_INSTRUCTIONS FOR THE TASK:_ Find the lines that include the string "code" and report how many there are. Give no other text.

_TASK DATA:_
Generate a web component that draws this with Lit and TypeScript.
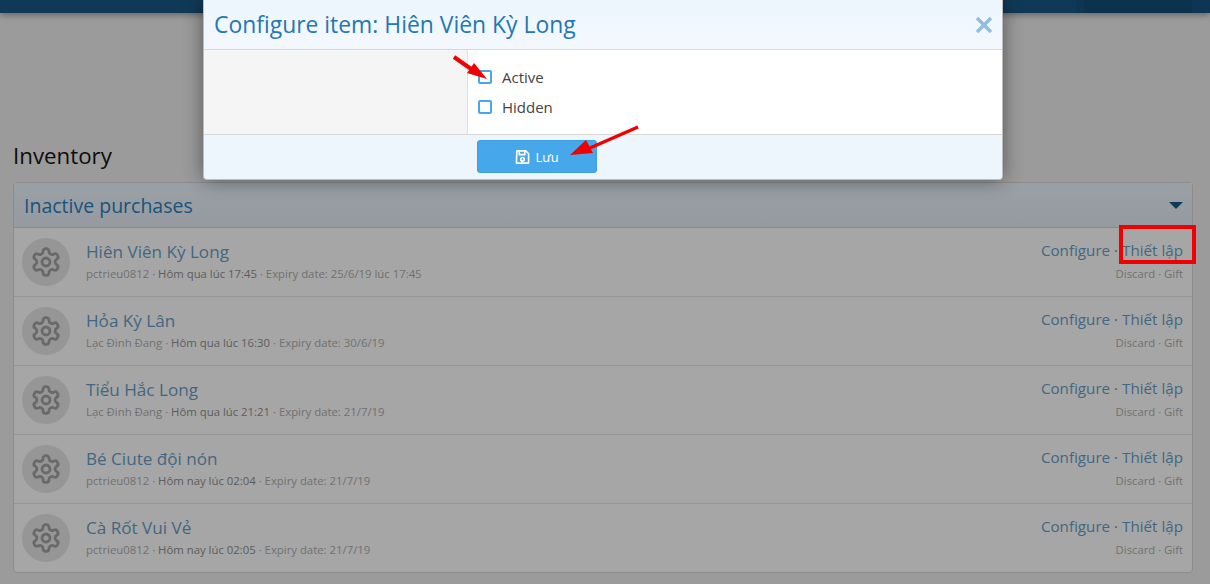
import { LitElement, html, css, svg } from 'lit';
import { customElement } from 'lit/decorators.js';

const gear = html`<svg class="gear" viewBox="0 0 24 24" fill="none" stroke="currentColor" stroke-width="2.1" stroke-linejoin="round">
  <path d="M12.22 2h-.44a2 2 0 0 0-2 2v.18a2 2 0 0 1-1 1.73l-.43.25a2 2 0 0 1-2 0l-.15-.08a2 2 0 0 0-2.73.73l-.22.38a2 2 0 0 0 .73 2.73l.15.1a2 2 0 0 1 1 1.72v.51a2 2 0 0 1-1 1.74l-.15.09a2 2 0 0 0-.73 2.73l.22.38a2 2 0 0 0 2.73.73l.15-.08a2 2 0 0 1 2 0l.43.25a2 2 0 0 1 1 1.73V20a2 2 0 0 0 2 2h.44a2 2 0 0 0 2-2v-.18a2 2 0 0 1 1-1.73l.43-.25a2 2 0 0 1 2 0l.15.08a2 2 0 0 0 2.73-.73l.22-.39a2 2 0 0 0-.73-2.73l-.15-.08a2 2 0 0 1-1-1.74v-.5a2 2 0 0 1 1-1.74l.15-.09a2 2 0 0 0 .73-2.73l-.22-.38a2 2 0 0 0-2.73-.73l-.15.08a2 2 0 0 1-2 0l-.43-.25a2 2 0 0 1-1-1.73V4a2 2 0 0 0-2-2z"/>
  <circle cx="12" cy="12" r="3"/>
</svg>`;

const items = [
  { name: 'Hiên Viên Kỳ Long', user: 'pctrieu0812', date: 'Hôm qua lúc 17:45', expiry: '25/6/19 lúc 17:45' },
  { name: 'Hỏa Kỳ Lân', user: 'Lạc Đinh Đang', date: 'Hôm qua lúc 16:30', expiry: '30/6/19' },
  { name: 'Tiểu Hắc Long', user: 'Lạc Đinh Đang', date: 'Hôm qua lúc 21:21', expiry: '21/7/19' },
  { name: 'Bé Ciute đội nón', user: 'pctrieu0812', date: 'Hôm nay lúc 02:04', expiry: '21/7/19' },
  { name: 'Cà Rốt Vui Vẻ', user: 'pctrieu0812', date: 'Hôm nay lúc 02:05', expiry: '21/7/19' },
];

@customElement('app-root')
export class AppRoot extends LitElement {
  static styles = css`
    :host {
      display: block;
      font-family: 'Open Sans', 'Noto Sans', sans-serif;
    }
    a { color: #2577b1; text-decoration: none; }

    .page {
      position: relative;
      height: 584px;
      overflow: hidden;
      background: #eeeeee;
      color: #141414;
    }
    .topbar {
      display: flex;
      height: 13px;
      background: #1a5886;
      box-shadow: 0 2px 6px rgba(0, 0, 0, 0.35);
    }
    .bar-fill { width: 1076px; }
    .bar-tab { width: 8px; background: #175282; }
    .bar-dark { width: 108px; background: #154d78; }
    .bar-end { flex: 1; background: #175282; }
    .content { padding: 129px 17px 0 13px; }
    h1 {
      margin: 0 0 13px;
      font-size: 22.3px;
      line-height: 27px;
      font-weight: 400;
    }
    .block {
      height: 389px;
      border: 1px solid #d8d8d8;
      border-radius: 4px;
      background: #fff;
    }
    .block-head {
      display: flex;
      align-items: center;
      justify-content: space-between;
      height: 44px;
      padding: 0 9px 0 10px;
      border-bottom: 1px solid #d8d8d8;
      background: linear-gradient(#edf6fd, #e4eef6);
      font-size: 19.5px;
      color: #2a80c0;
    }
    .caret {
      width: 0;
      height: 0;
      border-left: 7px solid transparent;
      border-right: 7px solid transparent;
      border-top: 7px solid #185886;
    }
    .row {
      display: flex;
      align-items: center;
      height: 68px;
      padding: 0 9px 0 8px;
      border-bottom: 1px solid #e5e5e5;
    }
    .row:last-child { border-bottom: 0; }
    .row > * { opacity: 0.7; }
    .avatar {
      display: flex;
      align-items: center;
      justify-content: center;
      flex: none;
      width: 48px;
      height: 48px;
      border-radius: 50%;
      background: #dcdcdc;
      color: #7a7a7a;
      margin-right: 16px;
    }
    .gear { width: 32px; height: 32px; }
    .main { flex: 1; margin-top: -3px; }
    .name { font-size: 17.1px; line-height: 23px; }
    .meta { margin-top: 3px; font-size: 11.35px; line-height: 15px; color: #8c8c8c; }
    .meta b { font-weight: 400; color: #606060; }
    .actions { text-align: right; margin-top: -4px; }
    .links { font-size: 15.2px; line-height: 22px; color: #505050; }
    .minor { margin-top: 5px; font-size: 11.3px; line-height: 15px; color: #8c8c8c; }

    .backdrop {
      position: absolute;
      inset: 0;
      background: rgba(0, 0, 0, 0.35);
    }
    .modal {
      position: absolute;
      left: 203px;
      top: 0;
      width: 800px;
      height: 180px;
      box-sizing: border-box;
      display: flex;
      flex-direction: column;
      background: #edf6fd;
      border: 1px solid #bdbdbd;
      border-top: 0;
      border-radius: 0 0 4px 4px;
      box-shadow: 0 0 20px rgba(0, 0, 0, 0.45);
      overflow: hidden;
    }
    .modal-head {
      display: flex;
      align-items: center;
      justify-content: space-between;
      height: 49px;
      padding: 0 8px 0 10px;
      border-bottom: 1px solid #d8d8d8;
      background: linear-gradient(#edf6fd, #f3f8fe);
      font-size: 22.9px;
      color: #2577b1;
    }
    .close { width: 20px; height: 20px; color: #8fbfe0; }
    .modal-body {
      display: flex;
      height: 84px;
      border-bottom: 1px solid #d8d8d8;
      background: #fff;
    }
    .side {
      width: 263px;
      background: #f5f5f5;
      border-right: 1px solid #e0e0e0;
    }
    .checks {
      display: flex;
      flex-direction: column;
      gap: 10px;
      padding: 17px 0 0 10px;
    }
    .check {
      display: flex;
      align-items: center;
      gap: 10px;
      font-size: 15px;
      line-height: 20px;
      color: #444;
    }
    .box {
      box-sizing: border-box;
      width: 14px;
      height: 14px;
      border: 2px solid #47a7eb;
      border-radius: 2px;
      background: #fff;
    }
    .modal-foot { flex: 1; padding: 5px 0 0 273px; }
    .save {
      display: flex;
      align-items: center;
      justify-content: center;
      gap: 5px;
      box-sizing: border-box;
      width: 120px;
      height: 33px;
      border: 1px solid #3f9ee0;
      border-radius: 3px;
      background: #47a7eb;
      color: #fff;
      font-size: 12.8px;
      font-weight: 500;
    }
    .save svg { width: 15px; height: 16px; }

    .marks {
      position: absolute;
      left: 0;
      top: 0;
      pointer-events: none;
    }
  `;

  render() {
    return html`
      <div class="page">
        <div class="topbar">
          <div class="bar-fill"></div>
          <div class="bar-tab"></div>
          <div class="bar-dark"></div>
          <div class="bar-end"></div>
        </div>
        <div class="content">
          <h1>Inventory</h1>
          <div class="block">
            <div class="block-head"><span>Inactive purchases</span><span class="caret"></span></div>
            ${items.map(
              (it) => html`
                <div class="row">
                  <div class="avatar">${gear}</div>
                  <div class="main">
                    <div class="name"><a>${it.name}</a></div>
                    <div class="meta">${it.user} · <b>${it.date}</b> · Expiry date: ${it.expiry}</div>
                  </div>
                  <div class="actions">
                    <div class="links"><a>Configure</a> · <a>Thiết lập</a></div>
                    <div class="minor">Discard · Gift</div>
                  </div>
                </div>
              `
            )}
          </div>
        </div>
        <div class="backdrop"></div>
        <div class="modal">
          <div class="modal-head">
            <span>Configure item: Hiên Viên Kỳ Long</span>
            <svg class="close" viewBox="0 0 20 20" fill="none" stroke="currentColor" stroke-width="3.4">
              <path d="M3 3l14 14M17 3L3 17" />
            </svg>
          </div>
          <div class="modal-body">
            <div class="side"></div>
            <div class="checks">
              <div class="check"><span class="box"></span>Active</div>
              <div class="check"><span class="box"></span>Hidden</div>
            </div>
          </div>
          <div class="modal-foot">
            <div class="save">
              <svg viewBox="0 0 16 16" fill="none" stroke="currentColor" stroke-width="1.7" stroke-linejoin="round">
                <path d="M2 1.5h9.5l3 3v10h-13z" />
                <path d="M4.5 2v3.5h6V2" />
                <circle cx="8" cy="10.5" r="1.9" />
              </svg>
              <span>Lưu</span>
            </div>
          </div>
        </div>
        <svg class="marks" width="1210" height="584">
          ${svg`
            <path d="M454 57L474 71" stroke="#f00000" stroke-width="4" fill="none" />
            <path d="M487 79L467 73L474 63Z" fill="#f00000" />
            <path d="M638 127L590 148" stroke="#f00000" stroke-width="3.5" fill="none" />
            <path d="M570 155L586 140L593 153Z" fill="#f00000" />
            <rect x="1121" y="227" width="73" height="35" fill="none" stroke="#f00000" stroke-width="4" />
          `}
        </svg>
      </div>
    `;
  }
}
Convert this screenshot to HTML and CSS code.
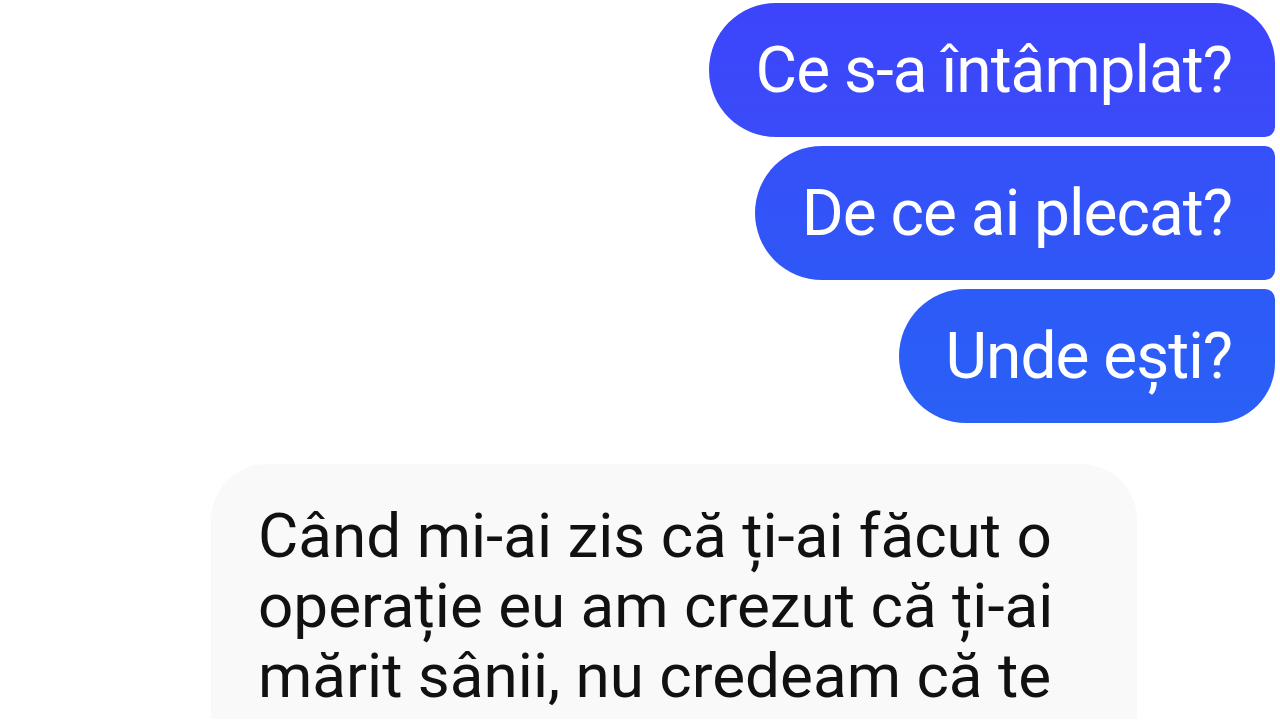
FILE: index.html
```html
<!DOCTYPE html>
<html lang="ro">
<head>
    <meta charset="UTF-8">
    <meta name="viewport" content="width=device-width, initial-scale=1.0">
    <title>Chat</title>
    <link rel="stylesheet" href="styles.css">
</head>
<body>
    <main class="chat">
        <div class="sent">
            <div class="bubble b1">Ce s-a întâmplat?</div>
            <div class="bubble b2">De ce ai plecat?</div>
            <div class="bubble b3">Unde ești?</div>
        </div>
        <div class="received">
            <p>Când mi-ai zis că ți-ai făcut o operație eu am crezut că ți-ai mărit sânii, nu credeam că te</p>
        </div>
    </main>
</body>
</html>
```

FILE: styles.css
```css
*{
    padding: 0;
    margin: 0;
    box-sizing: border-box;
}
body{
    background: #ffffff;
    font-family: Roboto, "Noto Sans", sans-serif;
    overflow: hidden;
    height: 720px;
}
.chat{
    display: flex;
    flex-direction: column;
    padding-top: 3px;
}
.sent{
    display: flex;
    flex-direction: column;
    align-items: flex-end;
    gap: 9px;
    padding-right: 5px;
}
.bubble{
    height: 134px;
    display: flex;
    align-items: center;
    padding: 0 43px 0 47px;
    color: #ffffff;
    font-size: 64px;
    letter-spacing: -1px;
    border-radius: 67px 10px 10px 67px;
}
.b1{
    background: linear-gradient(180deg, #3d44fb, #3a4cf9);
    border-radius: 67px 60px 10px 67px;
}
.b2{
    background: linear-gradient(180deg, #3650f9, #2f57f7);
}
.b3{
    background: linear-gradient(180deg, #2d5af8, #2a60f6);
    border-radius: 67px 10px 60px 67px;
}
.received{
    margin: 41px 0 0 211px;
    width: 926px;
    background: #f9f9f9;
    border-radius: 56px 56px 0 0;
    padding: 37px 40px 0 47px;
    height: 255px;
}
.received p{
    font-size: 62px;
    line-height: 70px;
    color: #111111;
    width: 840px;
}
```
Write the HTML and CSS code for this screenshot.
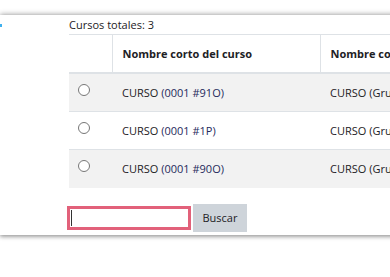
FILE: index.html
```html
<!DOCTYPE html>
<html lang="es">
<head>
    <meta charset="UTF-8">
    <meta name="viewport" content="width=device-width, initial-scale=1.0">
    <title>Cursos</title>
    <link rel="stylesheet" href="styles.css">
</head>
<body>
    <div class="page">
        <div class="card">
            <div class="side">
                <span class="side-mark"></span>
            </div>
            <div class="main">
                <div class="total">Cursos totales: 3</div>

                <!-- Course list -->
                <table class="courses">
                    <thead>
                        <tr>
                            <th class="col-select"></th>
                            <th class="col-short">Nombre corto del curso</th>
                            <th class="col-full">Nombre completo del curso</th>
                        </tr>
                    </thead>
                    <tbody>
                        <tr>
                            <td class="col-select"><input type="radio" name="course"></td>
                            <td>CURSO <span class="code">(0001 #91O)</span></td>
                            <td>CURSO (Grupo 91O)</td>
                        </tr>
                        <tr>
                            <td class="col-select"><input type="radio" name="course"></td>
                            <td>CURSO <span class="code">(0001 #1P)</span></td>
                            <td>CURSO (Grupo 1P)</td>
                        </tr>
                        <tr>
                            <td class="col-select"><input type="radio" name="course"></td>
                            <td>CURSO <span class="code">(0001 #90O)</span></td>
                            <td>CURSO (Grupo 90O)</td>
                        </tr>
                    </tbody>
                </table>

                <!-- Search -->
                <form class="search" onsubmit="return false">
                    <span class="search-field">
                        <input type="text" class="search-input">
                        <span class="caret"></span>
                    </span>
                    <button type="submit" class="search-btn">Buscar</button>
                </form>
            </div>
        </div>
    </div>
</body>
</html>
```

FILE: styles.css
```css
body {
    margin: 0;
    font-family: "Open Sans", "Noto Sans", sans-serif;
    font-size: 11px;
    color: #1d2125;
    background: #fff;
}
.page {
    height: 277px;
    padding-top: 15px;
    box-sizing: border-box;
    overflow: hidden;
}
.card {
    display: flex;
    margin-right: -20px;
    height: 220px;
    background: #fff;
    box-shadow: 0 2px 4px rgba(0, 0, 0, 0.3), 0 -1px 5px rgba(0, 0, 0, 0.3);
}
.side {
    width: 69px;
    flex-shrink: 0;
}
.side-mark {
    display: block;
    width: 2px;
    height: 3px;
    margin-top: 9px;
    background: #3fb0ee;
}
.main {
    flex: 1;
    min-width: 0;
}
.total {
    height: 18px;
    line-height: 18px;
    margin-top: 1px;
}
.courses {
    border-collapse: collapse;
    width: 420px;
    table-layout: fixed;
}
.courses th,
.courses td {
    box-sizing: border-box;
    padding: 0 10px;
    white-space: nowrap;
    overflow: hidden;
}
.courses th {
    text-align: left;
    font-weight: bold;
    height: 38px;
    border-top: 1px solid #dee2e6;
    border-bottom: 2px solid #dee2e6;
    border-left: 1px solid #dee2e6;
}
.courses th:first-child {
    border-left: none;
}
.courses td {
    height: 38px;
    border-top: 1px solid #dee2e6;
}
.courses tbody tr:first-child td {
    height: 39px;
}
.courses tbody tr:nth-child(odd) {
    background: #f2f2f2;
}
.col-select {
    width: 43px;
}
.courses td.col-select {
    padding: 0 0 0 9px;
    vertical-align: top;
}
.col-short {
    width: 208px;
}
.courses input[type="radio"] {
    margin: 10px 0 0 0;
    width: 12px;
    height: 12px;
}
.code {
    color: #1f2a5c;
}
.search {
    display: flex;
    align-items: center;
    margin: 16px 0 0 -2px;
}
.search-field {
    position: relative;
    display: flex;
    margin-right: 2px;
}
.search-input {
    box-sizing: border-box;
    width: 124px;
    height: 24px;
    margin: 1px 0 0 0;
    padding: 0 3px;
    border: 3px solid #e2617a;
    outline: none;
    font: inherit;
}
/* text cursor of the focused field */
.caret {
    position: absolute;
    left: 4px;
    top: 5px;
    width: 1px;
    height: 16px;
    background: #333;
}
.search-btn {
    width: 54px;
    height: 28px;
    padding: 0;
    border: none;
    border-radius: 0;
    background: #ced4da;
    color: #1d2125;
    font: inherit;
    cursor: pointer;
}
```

_EXPECTED ANSWER:_ 6